Sustainable development begins with a good master plan. We seek to design communities where nature’s regenerative systems are integrated into the very fabric of life. Our approach to community planning is both an intervention and an investment. Interventions address eco-system repair and patterns of social dysfunction. Investment builds on what is good and introduces initiatives for zero waste, net-zero emissions, and resilience. Our triple bottom line approach to developing a thriving built-environment is inclusive, culturally sensitive, ecologically balanced, and appropriately integrates technology.
Global warming is initiating major disturbances and changes in our lives. Our responsibility as professionals is to ensure safety and preparation for the possible but unexpected.

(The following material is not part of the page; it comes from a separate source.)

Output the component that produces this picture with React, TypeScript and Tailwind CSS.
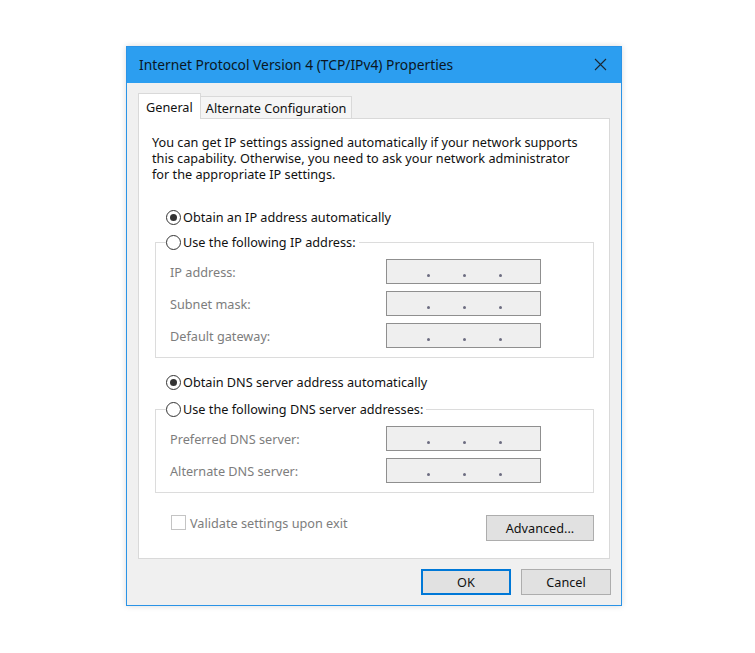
const font = "font-['Noto_Sans','DejaVu_Sans',sans-serif]";

const Radio = ({ checked }: { checked?: boolean }) => (
  <span className="w-[15px] h-[15px] rounded-full border border-[#333333] bg-white flex items-center justify-center shrink-0">
    {checked && <span className="w-[7px] h-[7px] rounded-full bg-[#333333]" />}
  </span>
);

const IpBox = () => (
  <div className="w-[155px] h-[25px] border border-[#8f8f8f] bg-[#efefef] flex items-end pb-[6px] pl-[40px] gap-[33px]">
    <span className="w-[3px] h-[3px] rounded-full bg-[#6c6c80]" />
    <span className="w-[3px] h-[3px] rounded-full bg-[#6c6c80]" />
    <span className="w-[3px] h-[3px] rounded-full bg-[#6c6c80]" />
  </div>
);

const Field = ({ label }: { label: string }) => (
  <div className="flex items-center h-[25px]">
    <span className="w-[216px] text-[#7d7d7d]">{label}</span>
    <IpBox />
  </div>
);

const Group = ({ title, fields }: { title: string; fields: string[] }) => (
  <fieldset className="ml-[16px] mr-[15px] border border-[#dcdcdc] pl-[10px] pb-[9px]">
    <legend className="flex items-center gap-[2px] h-[20px] pr-[3px]">
      <Radio />
      <span>{title}</span>
    </legend>
    <div className="pl-[4px] pt-[7px] flex flex-col gap-[7px]">
      {fields.map((f) => (
        <Field key={f} label={f} />
      ))}
    </div>
  </fieldset>
);

export default function App() {
  return (
    <div className={`min-h-screen bg-white pt-[46px] text-[12.7px] leading-[16px] text-[#111111] ${font}`}>
      <div className="ml-[126px] w-[496px] h-[560px] border border-[#2a93e6] bg-[#f0f0f0] shadow-[0_0_6px_rgba(0,0,0,0.15)] flex flex-col">
        <div className="h-[36px] bg-[#2c9ef0] flex items-center pl-[12px] pr-[14px] shrink-0">
          <span className="text-[13.8px] text-[#0a1622] flex-1">Internet Protocol Version 4 (TCP/IPv4) Properties</span>
          <svg width="13" height="13" viewBox="0 0 13 13" className="mt-[-2px]">
            <path d="M1 1L12 12M12 1L1 12" stroke="#1b2733" strokeWidth="1.1" />
          </svg>
        </div>

        <div className="flex items-end px-[11px] mt-[10px] h-[25px] shrink-0">
          <div className="h-[26px] px-[7px] bg-white border border-b-0 border-[#d9d9d9] flex items-center relative top-[1px] z-10">
            General
          </div>
          <div className="h-[22px] px-[5px] bg-[#f5f5f5] border border-l-0 border-b-0 border-[#d9d9d9] flex items-center">
            Alternate Configuration
          </div>
        </div>

        <div className="mx-[11px] h-[441px] bg-white border border-[#d9d9d9] flex flex-col shrink-0">
          <p className="mt-[15px] pl-[13px] pr-[28px]">
            You can get IP settings assigned automatically if your network supports this capability. Otherwise, you need to ask your network administrator for the appropriate IP settings.
          </p>

          <div className="mt-[25px] ml-[27px] flex items-center gap-[2px] h-[20px]">
            <Radio checked />
            <span>Obtain an IP address automatically</span>
          </div>

          <div className="mt-[5px]">
            <Group title="Use the following IP address:" fields={["IP address:", "Subnet mask:", "Default gateway:"]} />
          </div>

          <div className="mt-[14px] ml-[27px] flex items-center gap-[2px] h-[20px]">
            <Radio checked />
            <span>Obtain DNS server address automatically</span>
          </div>

          <div className="mt-[7px]">
            <Group title="Use the following DNS server addresses:" fields={["Preferred DNS server:", "Alternate DNS server:"]} />
          </div>

          <div className="mt-[22px] pl-[32px] pr-[15px] flex items-start">
            <div className="flex items-center gap-[4px] flex-1 h-[15px]">
              <span className="w-[15px] h-[15px] border border-[#c4c4c4] bg-white shrink-0" />
              <span className="text-[#7d7d7d]">Validate settings upon exit</span>
            </div>
            <button className="w-[108px] h-[26px] bg-[#e1e1e1] border border-[#adadad] text-[#111111]">
              Advanced...
            </button>
          </div>
        </div>

        <div className="flex justify-end gap-[10px] pr-[10px] mt-[10px]">
          <button className="w-[90px] h-[26px] bg-[#e1e1e1] border-2 border-[#0078d7] text-[#111111]">OK</button>
          <button className="w-[90px] h-[26px] bg-[#e1e1e1] border border-[#adadad] text-[#111111]">Cancel</button>
        </div>
      </div>
    </div>
  );
}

Planning for homes and spaces that can serve the higher percentage of the population with limited financial means in providing their needs, a dignified clean functional space with the most efficient use of resources possible.
Planet Earth’s valuable resources are finite. To build a system where human and natural communities can strive, dedicating the right quantity of resources in the service of maximal efficient functionality is a priority. The life-cycle study helps us to avoid material and energy waste.

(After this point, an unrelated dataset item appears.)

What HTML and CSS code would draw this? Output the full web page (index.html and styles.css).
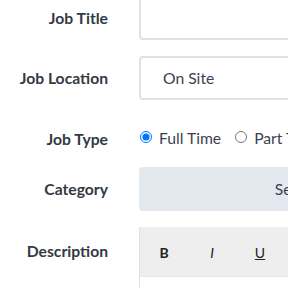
FILE: index.html
```html
<!DOCTYPE html>
<html lang="en">
<head>
  <meta charset="UTF-8" />
  <title>Post a Job</title>
  <link rel="stylesheet" href="styles.css">
</head>
<body>
  <form class="job-form">
    <div class="form-row row-title">
      <label class="form-label">Job Title</label>
      <input type="text" class="text-input" />
    </div>

    <div class="form-row row-location">
      <label class="form-label">Job Location</label>
      <input type="text" class="text-input" value="On Site" />
    </div>

    <div class="form-row row-type">
      <label class="form-label">Job Type</label>
      <div class="radio-group">
        <label class="radio-option"><input type="radio" name="type" checked /> Full Time</label>
        <label class="radio-option"><input type="radio" name="type" /> Part Time</label>
      </div>
    </div>

    <div class="form-row row-category">
      <label class="form-label">Category</label>
      <div class="select-box">Select Category</div>
    </div>

    <div class="form-row row-desc">
      <label class="form-label">Description</label>
      <div class="editor">
        <div class="editor-toolbar">
          <span class="tool tool-b">B</span>
          <span class="tool tool-i">I</span>
          <span class="tool tool-u">U</span>
          <span class="tool">S</span>
        </div>
        <div class="editor-body"></div>
      </div>
    </div>
  </form>
</body>
</html>
```

FILE: styles.css
```css
:root {
  --label: #333a45;
  --text: #3a4250;
  --border: #dde2e8;
  --select-bg: #e4e8ef;
  --toolbar-bg: #eeeeee;
}

body {
  margin: 0;
  padding: 0;
  background: #ffffff;
  font-family: Lato, "Open Sans", sans-serif;
  overflow: hidden;
  width: 288px;
  height: 288px;
}

.job-form {
  margin-top: -4px;
  width: 600px;
}

.form-row {
  display: flex;
  align-items: center;
  gap: 31px;
}

.form-label {
  width: 108px;
  flex-shrink: 0;
  text-align: right;
  font-size: 15.7px;
  font-weight: 700;
  color: var(--label);
}

.text-input {
  box-sizing: border-box;
  width: 400px;
  height: 44px;
  border: 2px solid var(--border);
  border-radius: 4px;
  padding: 0 22px;
  font-family: inherit;
  font-size: 15.7px;
  color: var(--text);
  outline: none;
}

.row-title {
  margin-bottom: 16px;
}

.row-location {
  margin-bottom: 16px;
}

.row-type {
  height: 44px;
  margin-bottom: 6px;
  padding-top: 1px;
}

.radio-group {
  display: flex;
  gap: 13px;
  font-size: 15.7px;
  color: var(--text);
  margin-top: -2px;
}

.radio-option {
  display: flex;
  align-items: center;
  white-space: nowrap;
}

.radio-option input {
  margin: 0 7px 3px 1px;
  width: 12px;
  height: 12px;
}

.select-box {
  box-sizing: border-box;
  width: 380px;
  height: 44px;
  background: var(--select-bg);
  border-radius: 4px;
  display: flex;
  align-items: center;
  justify-content: center;
  font-size: 15.7px;
  color: var(--text);
}

.row-category {
  margin-bottom: 16px;
}

.row-desc {
  align-items: flex-start;
}

.row-desc .form-label {
  margin-top: 15px;
}

.editor {
  width: 400px;
  border-left: 1px solid var(--border);
}

.editor-toolbar {
  height: 49px;
  background: var(--toolbar-bg);
  border-bottom: 1px solid #e6e6e6;
  display: flex;
  align-items: center;
}

.tool {
  width: 48px;
  text-align: center;
  font-size: 14px;
  color: #222222;
  margin-top: 2px;
}

.tool-b {
  font-weight: 700;
}

.tool-i {
  font-style: italic;
}

.tool-u {
  text-decoration: underline;
}

.editor-body {
  height: 60px;
}
```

Building a project is both an intervention and an investment. Hence this intervention needs to impact its environment positively towards the nurturing of life, natural and human. Investing in a project means ensuring its natural, social and economical sustainability in the long run.
We make sure to involve all of our project stakeholders from start to finish, most primarily the end users of our built environment. Our round table comprises a multidisciplinary team that offers multiple intertwining lenses to the projects’ conception.
We also want to make sure that our environment is accessible to everyone including people with special needs and disabilities.
Cultural context and history are very important for us to understand so that our projects integrate to the urban web and respond to local people and users needs. Furthermore, people who have lived for generations in an ecosystem have a keen knowledge and experience of its challenges and constraints, and how best to adapt and strive using locally available resources efficiently. A value that helps us design better is our openness to learning.
Encouragement to engage the community in their built environment through public interactive spaces, gardens, and social gathering circles.
Understanding nature’s genius, functioning, processes, and systems in order to implement its core lessons into our designs is one of our key practices. Nature’s genius is what allowed diverse living species to evolve and persist for millions and billions of years. This understanding allows us to create more ecologically sustainable designs and interventions.
Deeply understanding the biome we’re building in is also a core DHA-EA value. That allows us to not only preserve but help regenerate the natural ecosystem we build in by cultivating native species, ecological corridors, encouraging agroforestry practices and integrating nature into our built environment, inside and out.
Contributing to the reduction of global warming is also a responsibility that we hold dear. Hence we strive to integrate low-energy processes within our designs and clean energy sources for electricity such as solar energy. We also place importance on public transportation and the overall reduction of the carbon footprint of our project.